### SET EXERCISE
From the entries below, report how many lines contain the string "React". Give only that number.

### DATASET ENTRIES
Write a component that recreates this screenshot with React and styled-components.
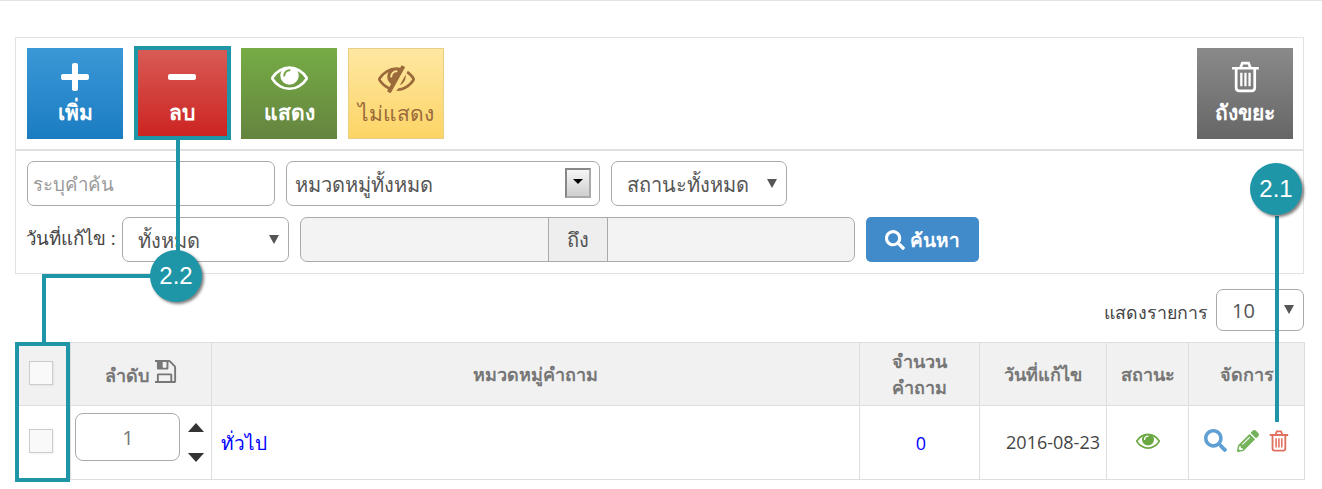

...

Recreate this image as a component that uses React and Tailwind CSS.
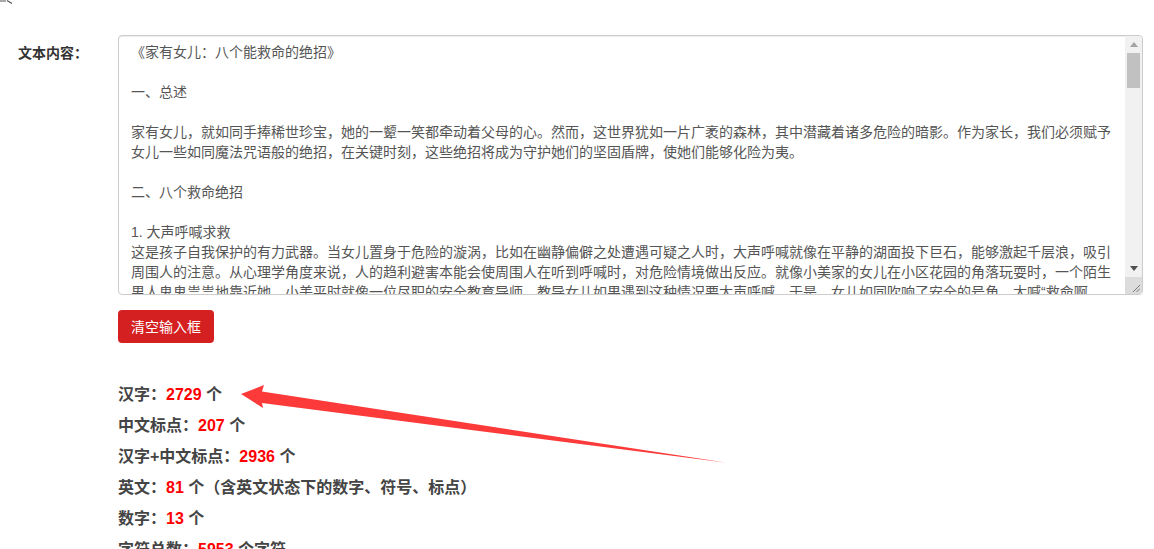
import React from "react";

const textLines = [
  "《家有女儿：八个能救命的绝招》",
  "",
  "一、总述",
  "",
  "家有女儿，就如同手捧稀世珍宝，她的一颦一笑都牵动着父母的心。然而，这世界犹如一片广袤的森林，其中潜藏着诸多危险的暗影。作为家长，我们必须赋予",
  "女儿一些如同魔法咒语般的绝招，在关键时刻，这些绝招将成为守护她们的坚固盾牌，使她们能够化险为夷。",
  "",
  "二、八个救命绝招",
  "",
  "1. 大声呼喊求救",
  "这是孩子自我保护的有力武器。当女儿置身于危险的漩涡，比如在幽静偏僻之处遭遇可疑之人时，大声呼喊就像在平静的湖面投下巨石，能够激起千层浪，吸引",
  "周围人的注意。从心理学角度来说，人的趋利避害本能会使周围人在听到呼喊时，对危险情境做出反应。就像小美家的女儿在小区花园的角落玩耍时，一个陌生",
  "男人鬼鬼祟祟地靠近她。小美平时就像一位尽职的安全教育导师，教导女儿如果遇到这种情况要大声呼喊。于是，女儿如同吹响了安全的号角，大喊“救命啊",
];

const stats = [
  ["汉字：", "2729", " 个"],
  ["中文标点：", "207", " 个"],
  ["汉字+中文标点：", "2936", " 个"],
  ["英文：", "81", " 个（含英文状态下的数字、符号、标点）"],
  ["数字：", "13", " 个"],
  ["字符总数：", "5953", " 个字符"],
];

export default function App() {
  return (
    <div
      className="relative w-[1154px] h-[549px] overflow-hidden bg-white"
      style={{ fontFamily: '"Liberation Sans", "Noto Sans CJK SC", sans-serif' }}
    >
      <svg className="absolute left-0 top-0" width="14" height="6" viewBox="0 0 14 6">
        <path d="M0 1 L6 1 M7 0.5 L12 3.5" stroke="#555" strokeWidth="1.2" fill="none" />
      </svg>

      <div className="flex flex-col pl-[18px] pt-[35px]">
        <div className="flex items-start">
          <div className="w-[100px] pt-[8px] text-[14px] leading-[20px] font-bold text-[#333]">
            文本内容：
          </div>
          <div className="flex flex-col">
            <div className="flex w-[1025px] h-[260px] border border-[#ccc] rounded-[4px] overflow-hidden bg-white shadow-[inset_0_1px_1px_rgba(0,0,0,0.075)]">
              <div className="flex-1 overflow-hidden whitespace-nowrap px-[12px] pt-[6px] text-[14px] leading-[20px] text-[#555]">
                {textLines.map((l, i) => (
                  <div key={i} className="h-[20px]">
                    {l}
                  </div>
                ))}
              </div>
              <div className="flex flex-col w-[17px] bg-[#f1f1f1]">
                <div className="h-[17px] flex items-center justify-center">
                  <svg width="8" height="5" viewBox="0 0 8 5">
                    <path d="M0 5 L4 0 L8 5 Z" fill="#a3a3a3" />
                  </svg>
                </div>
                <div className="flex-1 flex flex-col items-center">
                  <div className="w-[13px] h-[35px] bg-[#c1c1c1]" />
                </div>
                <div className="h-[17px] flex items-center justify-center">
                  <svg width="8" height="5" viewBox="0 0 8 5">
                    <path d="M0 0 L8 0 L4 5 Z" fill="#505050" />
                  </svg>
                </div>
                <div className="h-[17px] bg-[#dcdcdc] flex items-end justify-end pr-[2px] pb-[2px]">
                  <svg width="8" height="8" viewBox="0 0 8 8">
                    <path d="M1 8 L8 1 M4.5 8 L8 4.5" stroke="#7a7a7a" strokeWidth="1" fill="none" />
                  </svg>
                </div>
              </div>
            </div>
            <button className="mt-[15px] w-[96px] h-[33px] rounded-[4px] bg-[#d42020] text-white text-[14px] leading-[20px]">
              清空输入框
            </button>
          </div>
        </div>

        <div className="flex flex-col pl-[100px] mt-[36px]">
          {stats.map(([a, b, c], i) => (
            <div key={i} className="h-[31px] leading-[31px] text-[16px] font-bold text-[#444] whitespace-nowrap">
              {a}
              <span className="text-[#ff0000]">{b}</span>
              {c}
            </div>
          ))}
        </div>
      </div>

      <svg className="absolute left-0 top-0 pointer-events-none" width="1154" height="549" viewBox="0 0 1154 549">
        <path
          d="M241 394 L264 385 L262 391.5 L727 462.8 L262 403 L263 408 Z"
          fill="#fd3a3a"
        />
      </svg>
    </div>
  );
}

...

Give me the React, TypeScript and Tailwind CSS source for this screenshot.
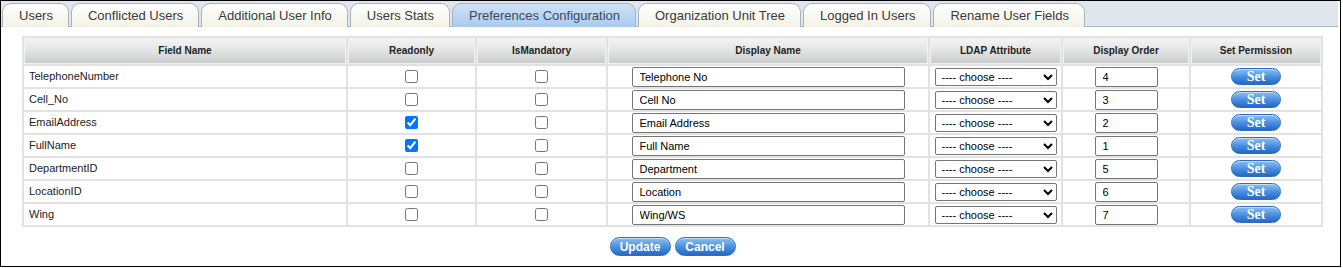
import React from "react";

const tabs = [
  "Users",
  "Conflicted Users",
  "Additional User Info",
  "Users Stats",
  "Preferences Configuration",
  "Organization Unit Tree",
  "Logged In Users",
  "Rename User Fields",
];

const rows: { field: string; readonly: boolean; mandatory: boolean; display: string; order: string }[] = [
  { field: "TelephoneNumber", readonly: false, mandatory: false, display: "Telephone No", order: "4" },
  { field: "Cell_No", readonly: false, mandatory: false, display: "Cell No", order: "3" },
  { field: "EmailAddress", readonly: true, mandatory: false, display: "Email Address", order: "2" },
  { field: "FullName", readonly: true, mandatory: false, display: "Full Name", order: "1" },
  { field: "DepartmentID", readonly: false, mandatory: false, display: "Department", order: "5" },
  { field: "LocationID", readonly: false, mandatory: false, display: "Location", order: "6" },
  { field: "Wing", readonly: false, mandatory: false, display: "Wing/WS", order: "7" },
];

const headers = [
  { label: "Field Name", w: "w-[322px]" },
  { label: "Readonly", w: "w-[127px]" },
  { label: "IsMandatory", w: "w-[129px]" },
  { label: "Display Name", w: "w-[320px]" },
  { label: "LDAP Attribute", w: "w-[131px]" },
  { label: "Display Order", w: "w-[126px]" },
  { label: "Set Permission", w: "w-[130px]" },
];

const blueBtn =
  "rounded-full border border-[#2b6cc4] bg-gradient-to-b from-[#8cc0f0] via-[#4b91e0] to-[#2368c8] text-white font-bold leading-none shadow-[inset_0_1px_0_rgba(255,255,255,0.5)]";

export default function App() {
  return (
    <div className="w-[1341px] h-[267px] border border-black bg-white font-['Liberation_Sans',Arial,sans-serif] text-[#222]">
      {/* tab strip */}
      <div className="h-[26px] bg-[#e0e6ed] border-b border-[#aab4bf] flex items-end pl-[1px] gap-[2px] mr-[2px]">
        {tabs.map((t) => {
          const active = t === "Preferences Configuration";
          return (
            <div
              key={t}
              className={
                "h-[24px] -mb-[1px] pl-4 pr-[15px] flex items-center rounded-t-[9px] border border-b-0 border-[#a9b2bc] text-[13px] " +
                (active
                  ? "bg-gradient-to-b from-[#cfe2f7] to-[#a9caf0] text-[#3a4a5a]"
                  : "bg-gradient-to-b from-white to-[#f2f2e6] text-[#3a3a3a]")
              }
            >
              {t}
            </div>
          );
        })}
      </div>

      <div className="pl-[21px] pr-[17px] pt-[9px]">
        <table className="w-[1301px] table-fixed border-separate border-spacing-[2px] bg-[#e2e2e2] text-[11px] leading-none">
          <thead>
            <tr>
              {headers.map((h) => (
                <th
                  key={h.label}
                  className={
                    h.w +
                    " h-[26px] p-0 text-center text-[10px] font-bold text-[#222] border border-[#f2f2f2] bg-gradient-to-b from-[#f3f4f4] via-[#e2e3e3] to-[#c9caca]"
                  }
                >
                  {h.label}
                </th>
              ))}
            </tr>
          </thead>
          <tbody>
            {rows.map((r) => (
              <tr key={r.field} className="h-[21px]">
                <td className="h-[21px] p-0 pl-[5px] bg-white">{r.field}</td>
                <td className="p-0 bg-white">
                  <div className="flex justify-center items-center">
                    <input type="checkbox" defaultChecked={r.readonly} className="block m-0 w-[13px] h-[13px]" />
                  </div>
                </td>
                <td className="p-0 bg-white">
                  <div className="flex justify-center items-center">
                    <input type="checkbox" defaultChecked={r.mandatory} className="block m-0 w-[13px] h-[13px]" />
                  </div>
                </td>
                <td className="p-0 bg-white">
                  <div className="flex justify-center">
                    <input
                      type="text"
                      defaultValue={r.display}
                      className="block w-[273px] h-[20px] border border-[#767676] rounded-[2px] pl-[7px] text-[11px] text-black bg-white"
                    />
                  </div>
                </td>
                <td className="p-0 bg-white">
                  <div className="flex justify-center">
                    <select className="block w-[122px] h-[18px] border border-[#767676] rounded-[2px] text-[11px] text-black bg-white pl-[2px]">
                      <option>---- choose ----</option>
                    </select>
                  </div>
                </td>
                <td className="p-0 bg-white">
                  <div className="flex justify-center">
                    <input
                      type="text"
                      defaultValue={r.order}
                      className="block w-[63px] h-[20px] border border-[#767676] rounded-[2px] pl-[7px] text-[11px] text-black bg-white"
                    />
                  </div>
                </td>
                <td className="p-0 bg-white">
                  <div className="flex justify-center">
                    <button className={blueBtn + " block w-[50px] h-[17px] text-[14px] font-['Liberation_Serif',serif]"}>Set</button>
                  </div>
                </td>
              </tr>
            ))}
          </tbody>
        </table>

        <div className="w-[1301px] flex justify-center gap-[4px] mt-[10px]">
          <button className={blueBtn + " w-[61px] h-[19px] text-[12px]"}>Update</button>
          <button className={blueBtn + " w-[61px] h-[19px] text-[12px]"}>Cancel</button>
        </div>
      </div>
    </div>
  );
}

### RESULT OF THIS TASK
5